I'm not sure that you're talking about "faults", here. There will be aspects of some games that don't appeal to certain value sets, but that doesn't make those aspects into faults. Trying to please everyone doesn't make sense.

So do you mean "faults", or do you mean aspects that don't appeal to some audiences?

I read both faults and aspects as the same thing. There is one side who loves a great story and does not mind dealing with linearity to finish the book on their television screen. Conversely, there are more Western-oriented gamers who want more emergent gameplay where there is a story, but it is a backdrop to the gameworld, which is a sandbox where you can play the story at your own pace and play around aimlessly at times.

Emergent gameplay is a fairly esoteric term  that became readily apparent with Ultima Online. Emergent gameplay is where the developers create a game universe with very little restrictions on how players choose to play the game. In the early stages of Ultima Online, every single best weapon and armor was craftable and purchaseable, you lost all iterms and money for dying, guilds could control towns and levy entrance and other taxes on non-guildies to use the town, and players were allowed to grief other players with no penalties of moderation.
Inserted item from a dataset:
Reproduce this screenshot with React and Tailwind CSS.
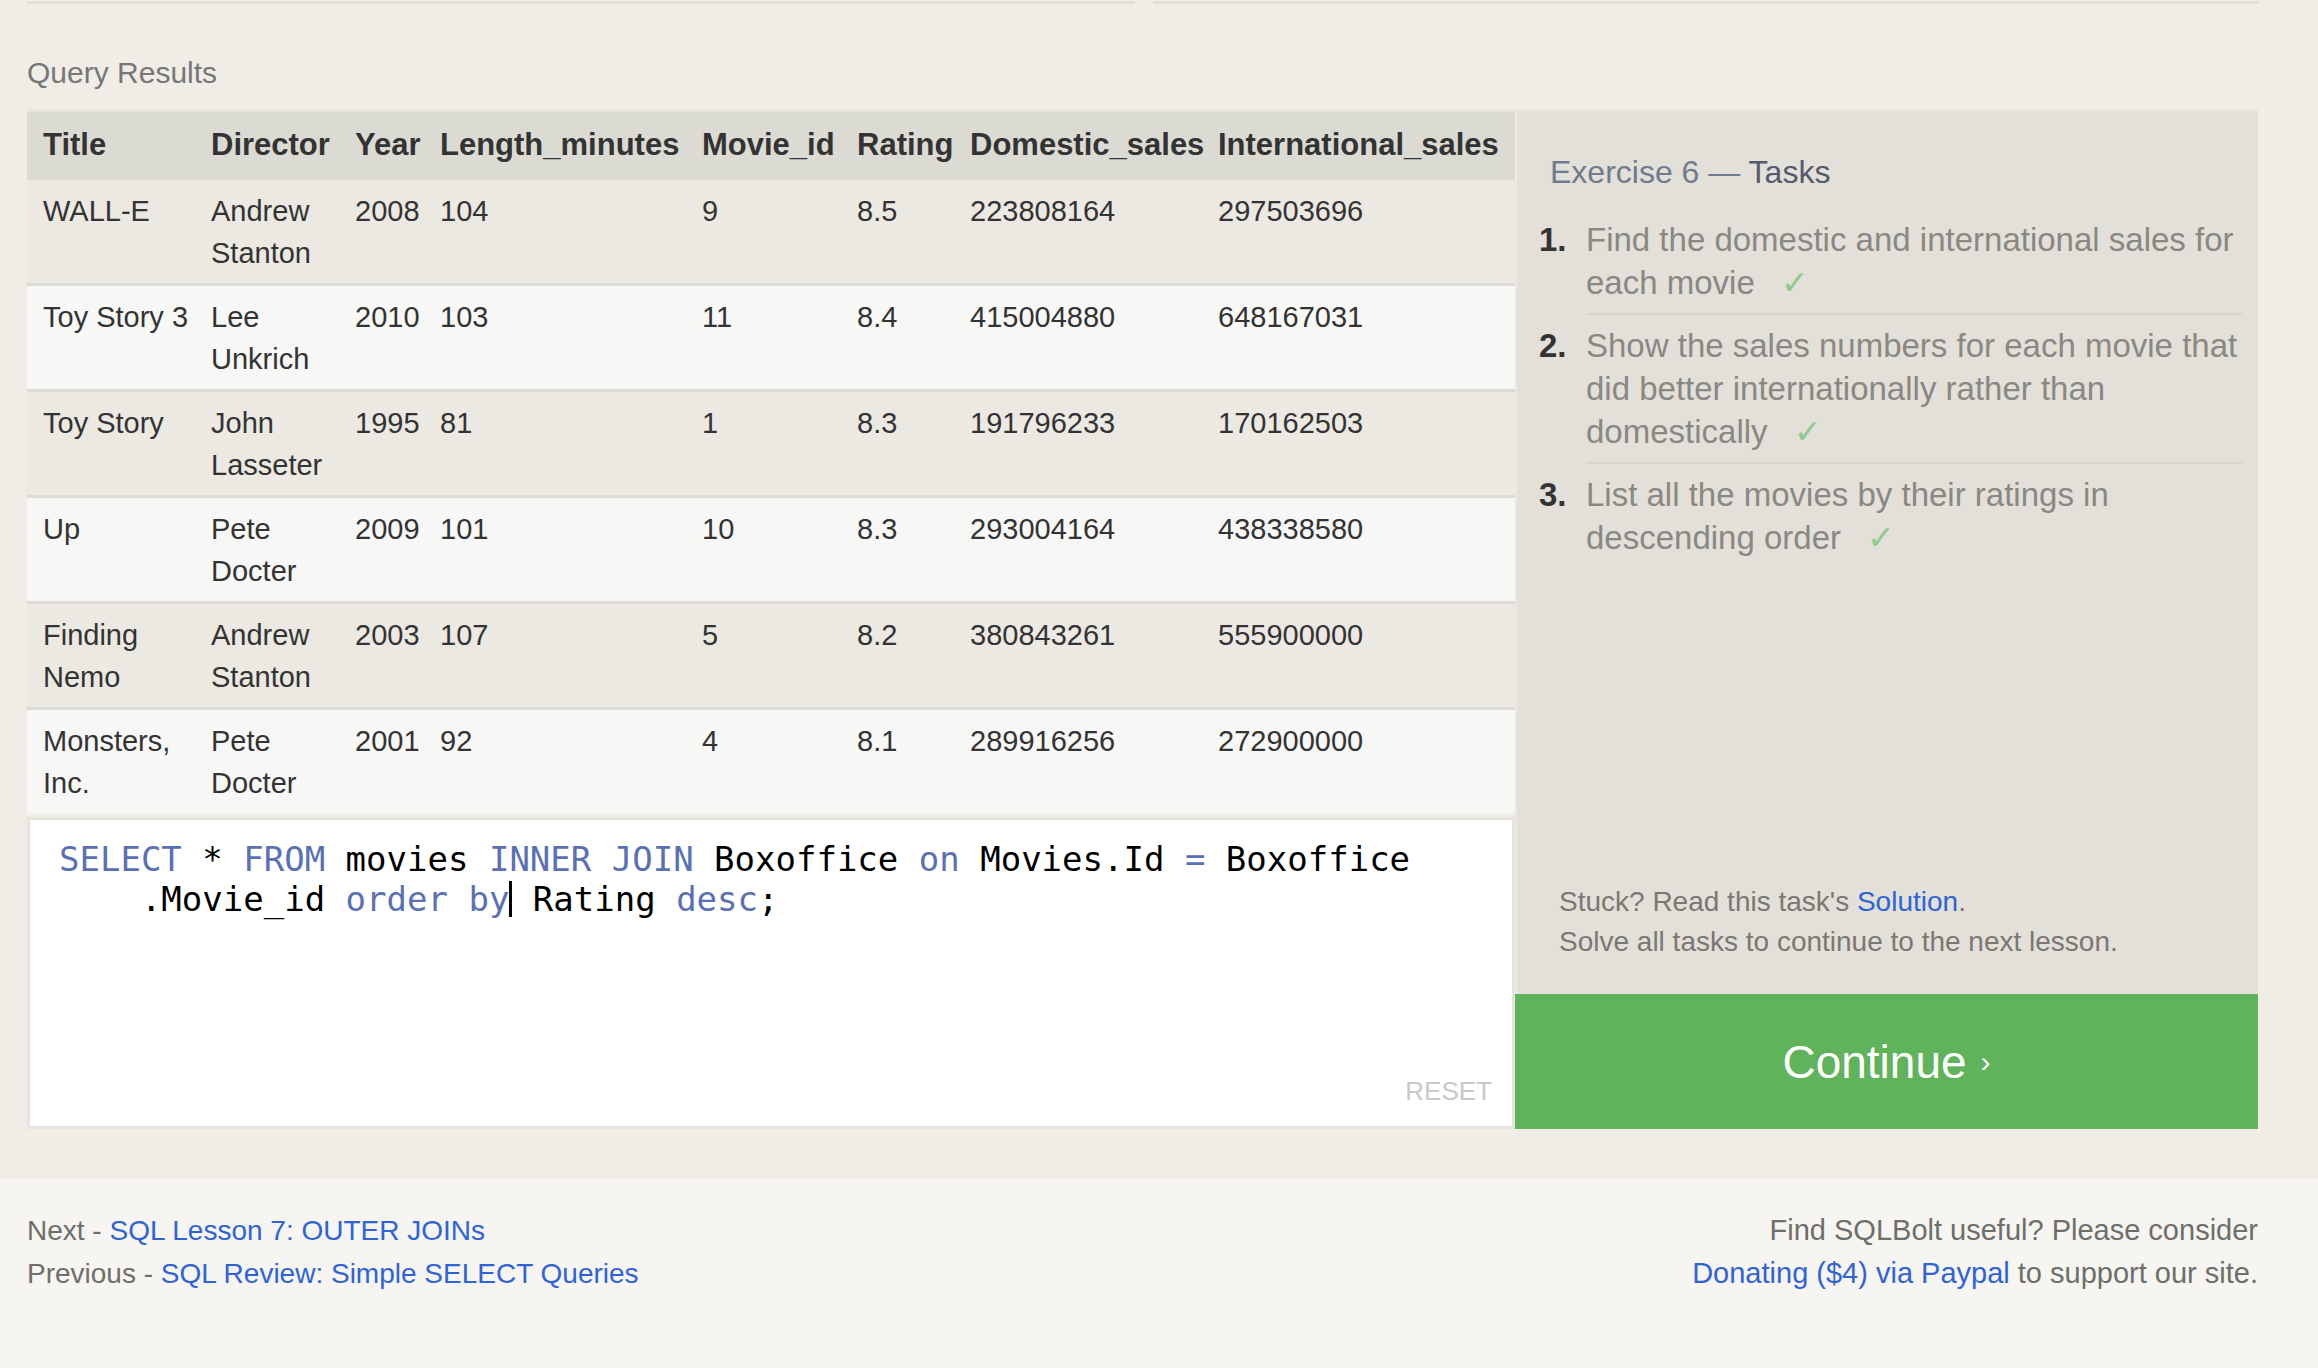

Once Tom Chilton AKA Kalgan in the World of Warcraft (WoW) came along, he and a team created a few expansion packs for Ultima Online, which took away some of this emergent gameplay with a focus on dungeon crawling with a group of players. If a player wanted the best gems to put in their weapons and armor, then they needed 10 other players to go into a dungeon with them to get them. The focus went from the players to the developers. The developers became the drivers of the content.

Now Tom Chilton AKA Kalgan is a big wig lead game designer for the World of Warcraft and I believe his area is PvP, but that may have changed since I quit WoW last July.

If you are interested and want a fascinating story on the demise of Ultima Online, then google "Tom Chilton Ultima Online" and  few other key words such as demise, downfall or fail. You will get forums filled with multi-paragraph explanations on how they perceived him as killing the experience they loved.